#### Working data
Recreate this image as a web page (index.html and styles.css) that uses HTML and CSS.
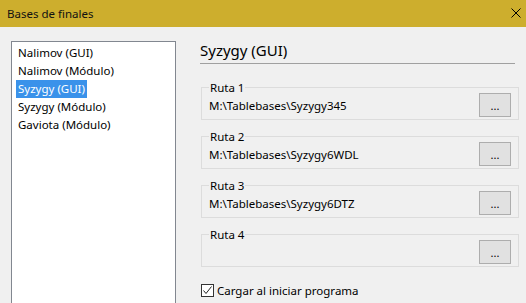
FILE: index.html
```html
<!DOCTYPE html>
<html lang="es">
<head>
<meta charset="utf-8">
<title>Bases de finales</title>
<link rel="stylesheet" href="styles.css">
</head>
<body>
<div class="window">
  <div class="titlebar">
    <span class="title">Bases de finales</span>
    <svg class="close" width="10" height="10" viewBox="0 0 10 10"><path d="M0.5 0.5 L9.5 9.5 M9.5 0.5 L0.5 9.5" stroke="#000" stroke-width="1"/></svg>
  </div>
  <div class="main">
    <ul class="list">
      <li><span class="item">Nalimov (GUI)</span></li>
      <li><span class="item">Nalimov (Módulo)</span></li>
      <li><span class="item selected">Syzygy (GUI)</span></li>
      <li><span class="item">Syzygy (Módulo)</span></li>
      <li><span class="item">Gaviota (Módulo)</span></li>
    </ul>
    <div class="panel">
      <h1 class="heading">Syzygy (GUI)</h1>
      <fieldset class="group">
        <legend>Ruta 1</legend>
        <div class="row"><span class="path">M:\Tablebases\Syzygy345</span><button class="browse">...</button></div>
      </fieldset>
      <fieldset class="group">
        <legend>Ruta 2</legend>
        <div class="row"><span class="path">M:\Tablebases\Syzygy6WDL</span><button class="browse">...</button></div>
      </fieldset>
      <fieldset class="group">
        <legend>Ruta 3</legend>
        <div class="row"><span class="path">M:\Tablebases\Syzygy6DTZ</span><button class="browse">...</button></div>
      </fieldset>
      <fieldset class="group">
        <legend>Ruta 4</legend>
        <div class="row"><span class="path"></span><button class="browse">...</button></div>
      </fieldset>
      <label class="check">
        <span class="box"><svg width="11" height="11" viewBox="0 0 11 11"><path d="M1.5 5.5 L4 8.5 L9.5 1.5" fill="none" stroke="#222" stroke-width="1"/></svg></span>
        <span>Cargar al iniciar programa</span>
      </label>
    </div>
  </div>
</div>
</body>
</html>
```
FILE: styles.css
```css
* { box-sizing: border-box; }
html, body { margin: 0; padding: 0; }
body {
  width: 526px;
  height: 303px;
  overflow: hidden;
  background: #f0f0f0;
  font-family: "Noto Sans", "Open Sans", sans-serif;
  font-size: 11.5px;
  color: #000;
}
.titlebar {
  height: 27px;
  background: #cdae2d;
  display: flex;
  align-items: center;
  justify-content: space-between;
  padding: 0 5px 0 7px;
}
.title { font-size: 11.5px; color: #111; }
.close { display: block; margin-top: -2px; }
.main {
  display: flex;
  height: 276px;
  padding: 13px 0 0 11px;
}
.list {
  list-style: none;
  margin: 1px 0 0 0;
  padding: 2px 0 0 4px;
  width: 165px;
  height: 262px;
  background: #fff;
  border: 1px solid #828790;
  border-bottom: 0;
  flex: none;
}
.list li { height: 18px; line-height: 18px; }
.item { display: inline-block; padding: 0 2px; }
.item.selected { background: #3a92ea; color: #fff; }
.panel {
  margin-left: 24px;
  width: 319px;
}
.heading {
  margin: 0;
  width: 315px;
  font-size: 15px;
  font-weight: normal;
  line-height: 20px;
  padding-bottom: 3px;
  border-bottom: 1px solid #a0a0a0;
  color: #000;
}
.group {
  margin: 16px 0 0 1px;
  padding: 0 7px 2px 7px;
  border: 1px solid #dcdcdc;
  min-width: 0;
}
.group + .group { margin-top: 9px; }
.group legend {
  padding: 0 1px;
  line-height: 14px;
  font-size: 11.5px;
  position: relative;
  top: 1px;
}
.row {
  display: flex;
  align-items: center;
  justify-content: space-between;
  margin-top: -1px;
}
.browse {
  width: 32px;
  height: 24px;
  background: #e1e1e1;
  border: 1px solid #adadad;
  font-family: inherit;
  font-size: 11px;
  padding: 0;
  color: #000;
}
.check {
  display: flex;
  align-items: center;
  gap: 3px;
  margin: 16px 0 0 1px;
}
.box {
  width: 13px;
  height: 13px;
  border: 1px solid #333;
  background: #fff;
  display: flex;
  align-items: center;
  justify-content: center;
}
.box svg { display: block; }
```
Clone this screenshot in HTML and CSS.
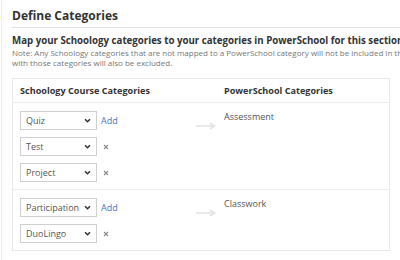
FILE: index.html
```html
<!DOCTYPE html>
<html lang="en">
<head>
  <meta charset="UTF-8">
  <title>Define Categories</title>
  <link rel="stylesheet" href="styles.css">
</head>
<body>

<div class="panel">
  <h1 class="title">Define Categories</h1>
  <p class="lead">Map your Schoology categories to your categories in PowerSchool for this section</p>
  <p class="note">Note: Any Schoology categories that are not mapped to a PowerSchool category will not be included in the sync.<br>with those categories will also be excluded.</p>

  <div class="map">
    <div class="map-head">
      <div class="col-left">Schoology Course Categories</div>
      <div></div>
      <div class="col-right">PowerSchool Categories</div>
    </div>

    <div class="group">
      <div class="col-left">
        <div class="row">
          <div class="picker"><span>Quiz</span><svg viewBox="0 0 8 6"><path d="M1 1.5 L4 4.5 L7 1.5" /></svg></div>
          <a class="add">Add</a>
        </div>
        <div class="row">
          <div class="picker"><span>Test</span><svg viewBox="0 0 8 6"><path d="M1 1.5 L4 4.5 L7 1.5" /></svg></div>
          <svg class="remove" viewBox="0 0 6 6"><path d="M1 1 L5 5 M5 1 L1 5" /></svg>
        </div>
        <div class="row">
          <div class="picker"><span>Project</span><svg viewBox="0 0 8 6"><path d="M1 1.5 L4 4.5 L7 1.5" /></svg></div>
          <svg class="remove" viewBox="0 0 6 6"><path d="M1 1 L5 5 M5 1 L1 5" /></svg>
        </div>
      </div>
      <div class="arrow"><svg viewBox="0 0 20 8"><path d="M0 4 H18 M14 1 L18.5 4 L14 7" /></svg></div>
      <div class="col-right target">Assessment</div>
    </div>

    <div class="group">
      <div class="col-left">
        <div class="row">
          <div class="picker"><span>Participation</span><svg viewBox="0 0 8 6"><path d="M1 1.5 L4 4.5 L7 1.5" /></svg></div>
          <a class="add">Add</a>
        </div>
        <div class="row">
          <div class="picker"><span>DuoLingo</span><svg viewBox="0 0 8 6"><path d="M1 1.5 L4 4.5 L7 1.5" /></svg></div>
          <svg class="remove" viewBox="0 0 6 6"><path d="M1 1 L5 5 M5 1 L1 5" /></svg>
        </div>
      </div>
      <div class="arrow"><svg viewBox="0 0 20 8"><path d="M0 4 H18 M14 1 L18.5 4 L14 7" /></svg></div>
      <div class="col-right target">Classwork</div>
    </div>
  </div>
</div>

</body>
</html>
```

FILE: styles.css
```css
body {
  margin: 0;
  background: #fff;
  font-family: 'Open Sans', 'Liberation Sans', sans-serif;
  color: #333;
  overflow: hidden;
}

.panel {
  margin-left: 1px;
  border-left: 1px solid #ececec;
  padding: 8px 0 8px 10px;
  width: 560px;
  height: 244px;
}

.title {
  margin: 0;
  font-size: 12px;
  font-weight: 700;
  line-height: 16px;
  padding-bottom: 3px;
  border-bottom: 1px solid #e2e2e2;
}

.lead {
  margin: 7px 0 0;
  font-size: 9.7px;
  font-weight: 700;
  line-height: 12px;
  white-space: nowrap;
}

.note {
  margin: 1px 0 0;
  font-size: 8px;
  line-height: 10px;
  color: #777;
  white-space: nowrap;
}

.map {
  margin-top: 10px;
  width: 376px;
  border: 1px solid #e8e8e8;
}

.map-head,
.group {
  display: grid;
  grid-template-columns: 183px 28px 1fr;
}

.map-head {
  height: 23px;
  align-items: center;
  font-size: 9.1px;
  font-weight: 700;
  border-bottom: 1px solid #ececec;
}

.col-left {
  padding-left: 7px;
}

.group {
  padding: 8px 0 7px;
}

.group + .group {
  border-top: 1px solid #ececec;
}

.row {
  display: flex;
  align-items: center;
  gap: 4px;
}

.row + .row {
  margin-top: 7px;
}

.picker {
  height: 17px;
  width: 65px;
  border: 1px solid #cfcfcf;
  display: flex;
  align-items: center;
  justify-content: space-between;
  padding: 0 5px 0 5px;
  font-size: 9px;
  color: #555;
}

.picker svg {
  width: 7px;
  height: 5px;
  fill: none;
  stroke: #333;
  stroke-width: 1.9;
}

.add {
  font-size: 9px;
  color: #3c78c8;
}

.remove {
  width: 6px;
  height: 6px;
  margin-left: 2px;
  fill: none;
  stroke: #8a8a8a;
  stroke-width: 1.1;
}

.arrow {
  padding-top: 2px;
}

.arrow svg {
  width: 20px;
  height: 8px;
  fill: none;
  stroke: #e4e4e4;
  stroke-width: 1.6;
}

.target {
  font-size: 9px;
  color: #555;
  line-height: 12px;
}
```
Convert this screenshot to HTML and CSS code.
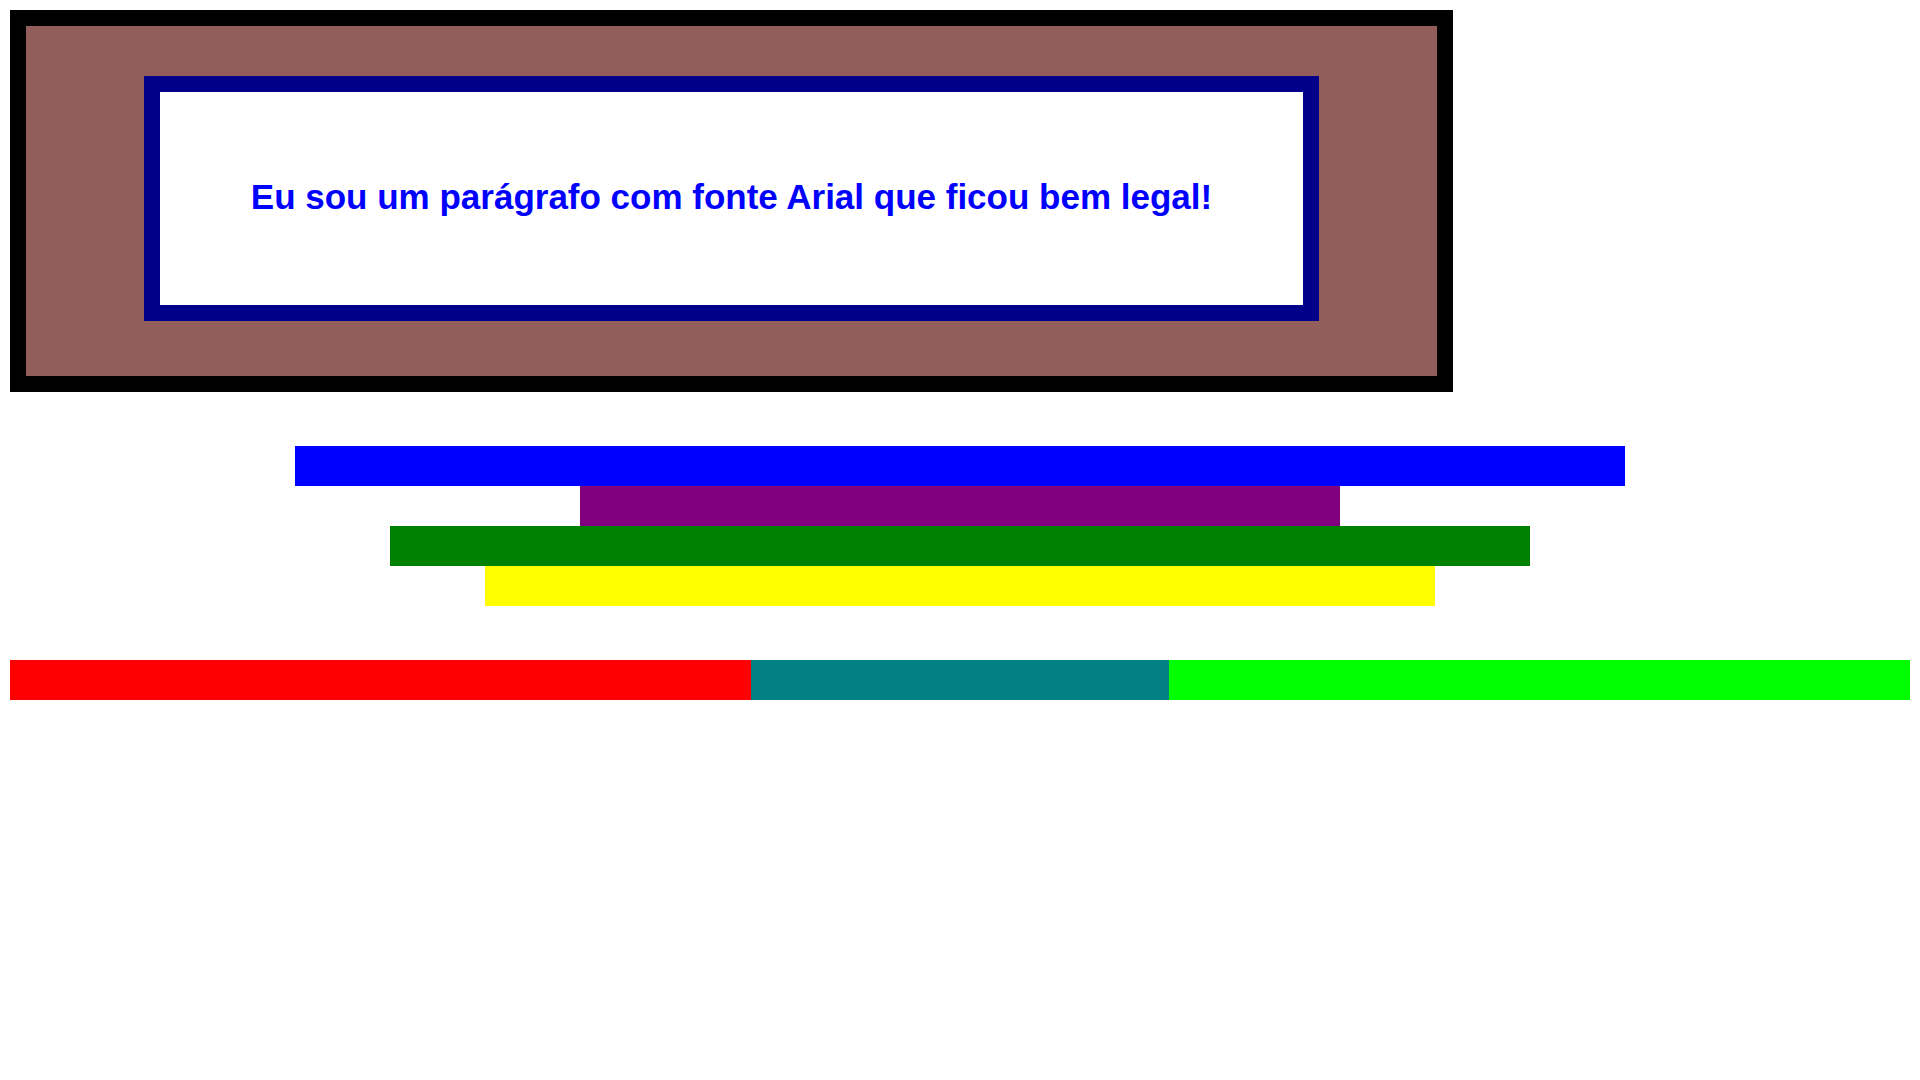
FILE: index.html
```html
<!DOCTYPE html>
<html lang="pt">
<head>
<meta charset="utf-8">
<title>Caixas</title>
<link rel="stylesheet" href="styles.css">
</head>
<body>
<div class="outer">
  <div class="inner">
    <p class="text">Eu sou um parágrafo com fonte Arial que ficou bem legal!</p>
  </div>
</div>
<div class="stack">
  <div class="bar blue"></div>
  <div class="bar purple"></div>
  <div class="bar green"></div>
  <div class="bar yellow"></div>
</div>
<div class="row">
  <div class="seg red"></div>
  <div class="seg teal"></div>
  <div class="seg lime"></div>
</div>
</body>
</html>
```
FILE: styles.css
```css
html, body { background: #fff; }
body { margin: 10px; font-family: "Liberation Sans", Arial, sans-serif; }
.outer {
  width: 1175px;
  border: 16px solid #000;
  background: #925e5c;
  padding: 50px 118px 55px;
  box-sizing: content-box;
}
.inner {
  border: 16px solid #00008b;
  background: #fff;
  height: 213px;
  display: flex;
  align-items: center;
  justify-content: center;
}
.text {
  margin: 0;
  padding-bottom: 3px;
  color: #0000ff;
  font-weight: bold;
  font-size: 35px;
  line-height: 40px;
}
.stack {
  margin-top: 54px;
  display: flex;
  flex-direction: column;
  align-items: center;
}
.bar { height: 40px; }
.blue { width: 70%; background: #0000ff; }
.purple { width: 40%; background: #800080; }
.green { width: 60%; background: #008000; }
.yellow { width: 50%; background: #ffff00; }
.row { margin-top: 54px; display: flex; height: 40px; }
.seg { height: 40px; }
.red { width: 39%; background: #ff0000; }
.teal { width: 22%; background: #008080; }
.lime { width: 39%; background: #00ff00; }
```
########
● **Exercise objective**:
Report how many lines of the records above contain the word "that", giving only the number.

● **Correct output**:
2